Escribieron unas palabras cariñosas diciendo que se acordaban de mí en plenas vacaciones; se lo agradecí por el afecto mutuo que nos tenemos. Fui tutor de uno de sus hijos en el colegio, con el trato surgió la amistad y ha crecido con el paso del tiempo. Pero aún agradecí más lo que venía a continuación: te enviamos una foto de las niñas.

En un clic se había detenido aquel instante de la vida y a muchos kilómetros de distancia la podía contemplar. Me imaginé apoyado en el marco de la ventana que encuadraba la escena. El sol daba profundidad al plano, a punto de esconderse allá al fondo con su luz cálida, se abría paso por entre las ramas y llegaba hasta nosotros para despedirse del día y dejarnos un hasta mañana.

La encina centenaria ejercía de madre atenta a todos los detalles: daba sombra, sostenía el columpio, cuidaba de las niñas. Su presencia discreta llenaba el espacio y lo hacía habitable. De su tronco esbelto se abrían las ramas robustas y frondosas; de ellas colgaba el columpio platillo volador, suspendido a unos palmos del suelo, estático.
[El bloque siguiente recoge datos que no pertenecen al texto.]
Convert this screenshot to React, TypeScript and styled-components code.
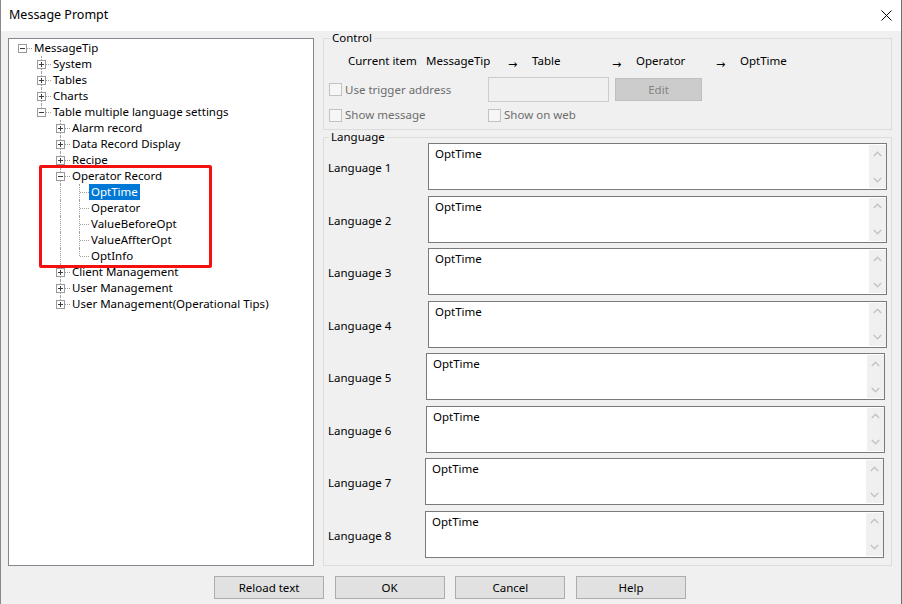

Y allí estaban ellas, las niñas. En su mundo, en su juego, en su conversación; felices, ajenas al clic de la foto, a la conversación de los mayores. Eran el centro de interés.

Ahí me quedé embobado, queriendo adivinar su conversación, su juego, su mundo. Seguro de que me podían enseñar muchas cosas. Los niños viven admirados, casi nada les resulta indiferente. A diferencia de los mayores que corremos el riesgo de estar de vuelta de casi todo y así corremos el riesgo de perdernos el encanto del mundo que nos rodea. Claro que a ciertas edades ya no resulta fácil hacerse como niños, retomar su ingenuidad. Que no se trata de andar por la vida como un bobalicón, si no desde la madurez mantener la capacidad de admirarnos por las cosas como ellos.

Desde luego que les agradecí que se acordaran de mí; y mucho más de la foto de las niñas.